[Web page code records]
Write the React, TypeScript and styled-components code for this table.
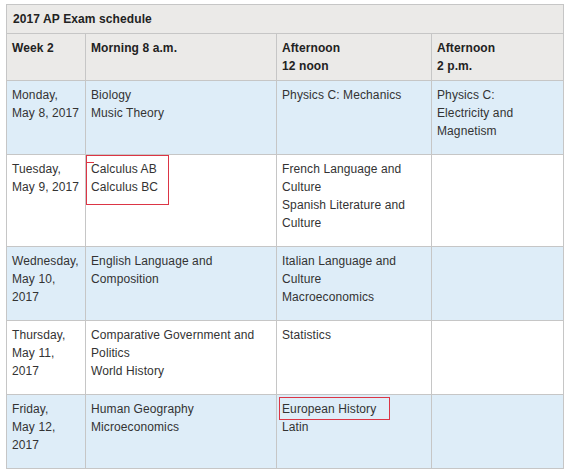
import React from "react";
import styled, { createGlobalStyle } from "styled-components";

const Global = createGlobalStyle`
  html, body { margin: 0; padding: 0; background: #ffffff; }
  body { font-family: "Liberation Sans", Arial, sans-serif; }
`;

const Page = styled.div`
  padding: 4px 0 0 6px;
`;

const Table = styled.table`
  border-collapse: collapse;
  table-layout: fixed;
  width: 558px;
  font-size: 12px;
  line-height: 18px;
  letter-spacing: 0.1px;
  color: #333333;
`;

const TitleCell = styled.th`
  background: #ebeae8;
  border: 1px solid #c6c6c6;
  padding: 5px 6px 5px 6px;
  height: 18px;
  text-align: left;
  font-weight: bold;
  color: #222222;
`;

const HeadCell = styled.th`
  background: #ebeae8;
  border: 1px solid #c6c6c6;
  padding: 5px 6px 5px 5px;
  text-align: left;
  vertical-align: top;
  font-weight: bold;
  color: #222222;
`;

const Row = styled.tr<{ $shaded: boolean }>`
  background: ${(p) => (p.$shaded ? "#deedf8" : "#ffffff")};
`;

const Cell = styled.td<{ $nowrap?: boolean }>`
  position: relative;
  border: 1px solid #c6c6c6;
  padding: 5px 6px 14px 5px;
  vertical-align: top;
  white-space: ${(p) => (p.$nowrap ? "nowrap" : "normal")};
`;

const Highlight = styled.span<{ $l: number; $t: number; $w: number; $h: number }>`
  position: absolute;
  z-index: 1;
  left: ${(p) => p.$l}px;
  top: ${(p) => p.$t}px;
  width: ${(p) => p.$w - 2}px;
  height: ${(p) => p.$h - 2}px;
  border: 1px solid #dc3545;
  pointer-events: none;
`;

const Tick = styled.span`
  position: absolute;
  left: 0;
  top: 6px;
  width: 7px;
  height: 1px;
  background: #dc3545;
`;

type RowData = {
  day: React.ReactNode;
  morning: React.ReactNode;
  noon: React.ReactNode;
  pm: React.ReactNode;
  morningMark?: boolean;
  noonMark?: boolean;
};

const rows: RowData[] = [
  {
    day: <>Monday,<br />May 8, 2017</>,
    morning: <>Biology<br />Music Theory</>,
    noon: <>Physics C: Mechanics</>,
    pm: <>Physics C:<br />Electricity and<br />Magnetism</>,
  },
  {
    day: <>Tuesday,<br />May 9, 2017</>,
    morning: <>Calculus AB<br />Calculus BC</>,
    noon: <>French Language and<br />Culture<br />Spanish Literature and<br />Culture</>,
    pm: null,
    morningMark: true,
  },
  {
    day: <>Wednesday,<br />May 10,<br />2017</>,
    morning: <>English Language and<br />Composition</>,
    noon: <>Italian Language and<br />Culture<br />Macroeconomics</>,
    pm: null,
  },
  {
    day: <>Thursday,<br />May 11,<br />2017</>,
    morning: <>Comparative Government and<br />Politics<br />World History</>,
    noon: <>Statistics</>,
    pm: null,
  },
  {
    day: <>Friday,<br />May 12,<br />2017</>,
    morning: <>Human Geography<br />Microeconomics</>,
    noon: <>European History<br />Latin</>,
    pm: null,
    noonMark: true,
  },
];

export default function App() {
  return (
    <>
      <Global />
      <Page>
        <Table>
          <colgroup>
            <col style={{ width: 79 }} />
            <col style={{ width: 191 }} />
            <col style={{ width: 155 }} />
            <col style={{ width: 132 }} />
          </colgroup>
          <thead>
            <tr>
              <TitleCell colSpan={4}>2017 AP Exam schedule</TitleCell>
            </tr>
            <tr>
              <HeadCell>Week 2</HeadCell>
              <HeadCell>Morning 8 a.m.</HeadCell>
              <HeadCell>Afternoon<br />12 noon</HeadCell>
              <HeadCell>Afternoon<br />2 p.m.</HeadCell>
            </tr>
          </thead>
          <tbody>
            {rows.map((r, i) => (
              <Row key={i} $shaded={i % 2 === 0}>
                <Cell $nowrap>{r.day}</Cell>
                <Cell>
                  {r.morning}
                  {r.morningMark && (
                    <Highlight $l={0} $t={0} $w={83} $h={50}>
                      <Tick />
                    </Highlight>
                  )}
                </Cell>
                <Cell>
                  {r.noon}
                  {r.noonMark && <Highlight $l={2} $t={2} $w={111} $h={23} />}
                </Cell>
                <Cell $nowrap>{r.pm}</Cell>
              </Row>
            ))}
          </tbody>
        </Table>
      </Page>
    </>
  );
}
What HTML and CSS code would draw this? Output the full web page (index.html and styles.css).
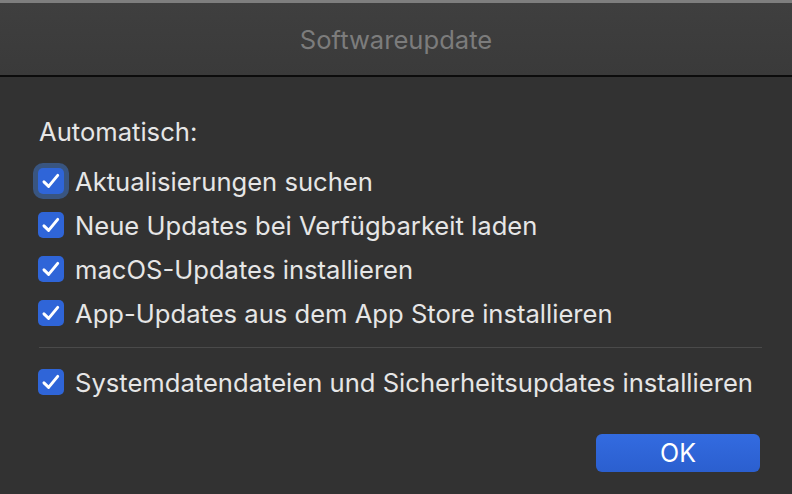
FILE: index.html
```html
<!DOCTYPE html>
<html>
<head>
<meta charset="utf-8">
<link rel="stylesheet" href="styles.css">
</head>
<body>
<div class="window">
  <div class="titlebar"><span class="title">Softwareupdate</span></div>
  <div class="content">
    <div class="heading">Automatisch:</div>
    <div class="rows">
      <label class="row"><span class="cb focus"><svg viewBox="0 0 24 24"><path d="M5.5 12.8 L9.8 17 L18.2 6.8"/></svg></span><span class="label">Aktualisierungen suchen</span></label>
      <label class="row"><span class="cb"><svg viewBox="0 0 24 24"><path d="M5.5 12.8 L9.8 17 L18.2 6.8"/></svg></span><span class="label">Neue Updates bei Verfügbarkeit laden</span></label>
      <label class="row"><span class="cb"><svg viewBox="0 0 24 24"><path d="M5.5 12.8 L9.8 17 L18.2 6.8"/></svg></span><span class="label">macOS-Updates installieren</span></label>
      <label class="row"><span class="cb"><svg viewBox="0 0 24 24"><path d="M5.5 12.8 L9.8 17 L18.2 6.8"/></svg></span><span class="label">App-Updates aus dem App Store installieren</span></label>
    </div>
    <div class="sep"></div>
    <label class="row"><span class="cb"><svg viewBox="0 0 24 24"><path d="M5.5 12.8 L9.8 17 L18.2 6.8"/></svg></span><span class="label">Systemdatendateien und Sicherheitsupdates installieren</span></label>
    <div class="actions"><button class="ok">OK</button></div>
  </div>
</div>
</body>
</html>
```
FILE: styles.css
```css
html, body { margin: 0; padding: 0; }
body {
  width: 792px; height: 494px; overflow: hidden;
  background: #323232;
  font-family: Inter, "Noto Sans", sans-serif;
}
.window { display: flex; flex-direction: column; height: 494px; }
.titlebar {
  height: 72px;
  border-top: 3px solid #7e7e7e;
  border-bottom: 2px solid #0c0c0c;
  background: linear-gradient(#3f3f3f, #3a3a3a);
  display: flex; align-items: center; justify-content: center;
}
.title { color: #7c7c7c; font-size: 25.6px; }
.content { padding: 40px 32px 0 38px; color: #e6e6e6; }
.heading { font-size: 25.6px; line-height: 30px; margin-bottom: 20px; padding-left: 1px; }
.rows { display: flex; flex-direction: column; gap: 16px; }
.row { display: flex; align-items: center; gap: 11px; height: 28px; font-size: 25.6px; }
.cb {
  width: 26px; height: 26px; border-radius: 5px; box-sizing: border-box; flex: none;
  background: #2f65d8; display: flex; align-items: center; justify-content: center;
}
.cb.focus { box-shadow: 0 0 0 5px rgba(62,108,180,0.6); }
.cb svg { width: 26px; height: 26px; }
.cb path { fill: none; stroke: #fff; stroke-width: 2.7; stroke-linecap: round; stroke-linejoin: round; }
.sep { height: 1px; background: #4a4a4a; margin: 20px 0 20px 1px; width: 723px; }
.actions { display: flex; justify-content: flex-end; margin-top: 38px; }
.ok {
  width: 164px; height: 38px; border: none; border-radius: 6px;
  background: linear-gradient(#336be0, #2b5fcf);
  color: #fff; font-family: inherit; font-size: 25px;
}
```
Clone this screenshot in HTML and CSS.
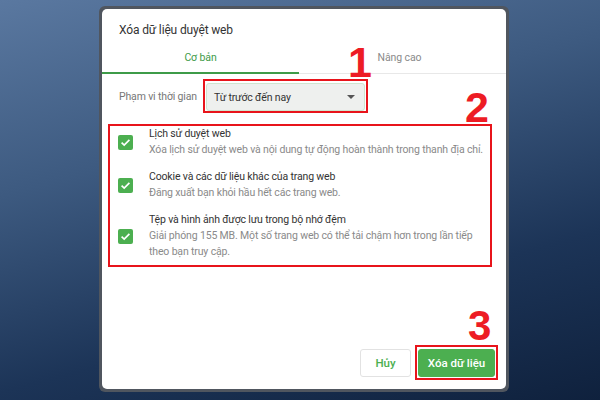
FILE: index.html
```html
<!DOCTYPE html>
<html lang="vi">
<head>
<meta charset="utf-8">
<title>Xóa dữ liệu duyệt web</title>
<link rel="stylesheet" href="styles.css">
</head>
<body>
<div class="screen">
  <div class="frame">
    <div class="dialog">
      <div class="title">Xóa dữ liệu duyệt web</div>
      <div class="tabs">
        <div class="tab active">Cơ bản</div>
        <div class="tab">Nâng cao</div>
      </div>
      <div class="range">
        <span class="range-label">Phạm vi thời gian</span>
        <div class="mark mark-select">
          <div class="select">
            <span>Từ trước đến nay</span>
            <span class="arrow"></span>
          </div>
        </div>
      </div>
      <div class="mark mark-list">
        <div class="item">
          <span class="check"><svg viewBox="0 0 15 15" width="15" height="15"><path d="M3.6 7.6 L6.2 10.1 L11.4 4.9" fill="none" stroke="#fff" stroke-width="1.7"/></svg></span>
          <div class="item-text">
            <div class="item-title">Lịch sử duyệt web</div>
            <div class="item-desc">Xóa lịch sử duyệt web và nội dung tự động hoàn thành trong thanh địa chỉ.</div>
          </div>
        </div>
        <div class="item">
          <span class="check"><svg viewBox="0 0 15 15" width="15" height="15"><path d="M3.6 7.6 L6.2 10.1 L11.4 4.9" fill="none" stroke="#fff" stroke-width="1.7"/></svg></span>
          <div class="item-text">
            <div class="item-title">Cookie và các dữ liệu khác của trang web</div>
            <div class="item-desc">Đăng xuất bạn khỏi hầu hết các trang web.</div>
          </div>
        </div>
        <div class="item">
          <span class="check"><svg viewBox="0 0 15 15" width="15" height="15"><path d="M3.6 7.6 L6.2 10.1 L11.4 4.9" fill="none" stroke="#fff" stroke-width="1.7"/></svg></span>
          <div class="item-text">
            <div class="item-title">Tệp và hình ảnh được lưu trong bộ nhớ đệm</div>
            <div class="item-desc">Giải phóng 155 MB. Một số trang web có thể tải chậm hơn trong lần tiếp<br>theo bạn truy cập.</div>
          </div>
        </div>
      </div>
      <div class="footer">
        <button class="btn btn-cancel">Hủy</button>
        <div class="mark mark-btn">
          <button class="btn btn-primary">Xóa dữ liệu</button>
        </div>
      </div>
    </div>
  </div>
  <span class="num num1">1</span>
  <span class="num num2">2</span>
  <span class="num num3">3</span>
</div>
</body>
</html>
```
FILE: styles.css
```css
* { box-sizing: border-box; }
html, body { margin: 0; padding: 0; }
body { font-family: Roboto, "Liberation Sans", Arial, sans-serif; }

.screen {
  position: relative;
  width: 600px;
  height: 400px;
  overflow: hidden;
  padding: 6px 0 0 99px;
  background: linear-gradient(165deg, #5a78a0 0%, #3d5a80 35%, #1c3457 70%, #0f213d 100%);
}

.frame {
  width: 410px;
  height: 386px;
  padding: 3px;
  background: #50565f;
  border-radius: 6px;
}

.dialog {
  height: 100%;
  background: #fff;
  border-radius: 5px;
  display: flex;
  flex-direction: column;
}

.title {
  padding: 13px 0 0 17px;
  font-size: 12px;
  letter-spacing: -0.15px;
  line-height: 16px;
  color: #333;
}

.tabs {
  margin-top: 6px;
  display: flex;
  border-bottom: 1px solid #e8e8e8;
}
.tab {
  flex: 0 0 201px;
  text-align: center;
  font-size: 10.5px;
  letter-spacing: -0.1px;
  line-height: 16px;
  padding: 6px 0 7px;
  color: #8a8a8a;
}
.tab.active {
  flex-basis: 197px;
  color: #3e9b48;
  padding-bottom: 6px;
  border-bottom: 2px solid #3e9b48;
  margin-bottom: -1px;
}

.range {
  margin-top: 5px;
  padding-left: 17px;
  display: flex;
  align-items: center;
}
.range-label {
  font-size: 10.5px;
  letter-spacing: -0.15px;
  color: #777;
  width: 84px;
  white-space: nowrap;
}

.mark { border: 2px solid #e8141b; }
.mark-select { padding: 2px 1px 0; }
.select {
  width: 159px;
  height: 28px;
  border: 1px solid #cfe5cf;
  background: #eef0ee;
  border-radius: 3px;
  display: flex;
  align-items: center;
  justify-content: space-between;
  padding: 0 9px 0 7px;
  font-size: 10.5px;
  letter-spacing: -0.15px;
  color: #333;
}
.arrow {
  width: 0;
  height: 0;
  border-left: 4px solid transparent;
  border-right: 4px solid transparent;
  border-top: 4px solid #555;
}

.mark-list {
  margin: 11px 14px 0 6px;
  padding: 0 0 5px 8px;
  display: flex;
  flex-direction: column;
  gap: 11px;
}
.item {
  display: flex;
  align-items: center;
  gap: 16px;
}
.check {
  flex: 0 0 15px;
  width: 15px;
  height: 15px;
  background: #4caf50;
  border-radius: 2px;
  display: flex;
}
.item-text {
  font-size: 10.5px;
  letter-spacing: -0.15px;
  line-height: 16px;
  white-space: nowrap;
}
.item-title { color: #333; }
.item-desc { color: #8a8a8a; }

.footer {
  margin-top: auto;
  padding: 0 8px 9px 0;
  display: flex;
  justify-content: flex-end;
  align-items: center;
  gap: 4px;
}
.mark-btn { padding: 2px 1px 1px; }
.btn {
  height: 28px;
  border-radius: 3px;
  font-family: Roboto, "Liberation Sans", Arial, sans-serif;
  font-size: 11.5px;
  font-weight: 500;
  padding: 0;
  cursor: pointer;
}
.btn-cancel {
  width: 51px;
  background: #fff;
  border: 1px solid #e2e2e2;
  color: #4caf50;
}
.btn-primary {
  display: block;
  width: 77px;
  background: #4caf50;
  border: 1px solid #4caf50;
  color: #fff;
}

.num {
  position: absolute;
  font-family: "Liberation Sans", Arial, sans-serif;
  font-weight: bold;
  font-size: 43px;
  line-height: 43px;
  color: #ed1c24;
}
.num1 { left: 348px; top: 41px; }
.num2 { left: 465px; top: 86px; }
.num3 { left: 468px; top: 304px; font-size: 42px; }
```
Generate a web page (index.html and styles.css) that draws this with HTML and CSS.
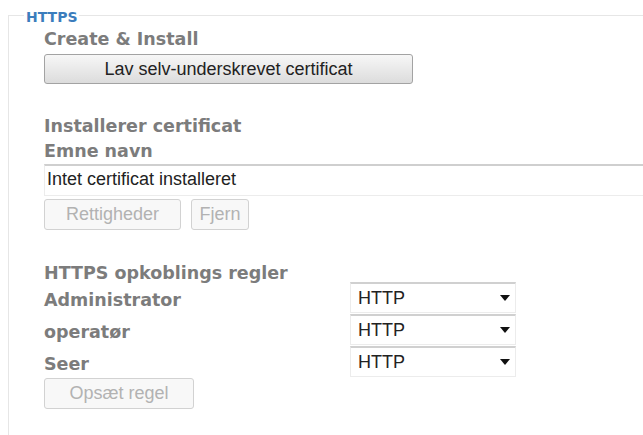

▶ Set task: Copy each line of the records above that carries the word "components".

▶ Solution:
Write the React, TypeScript and styled-components code for this table.
import styled, { createGlobalStyle } from "styled-components";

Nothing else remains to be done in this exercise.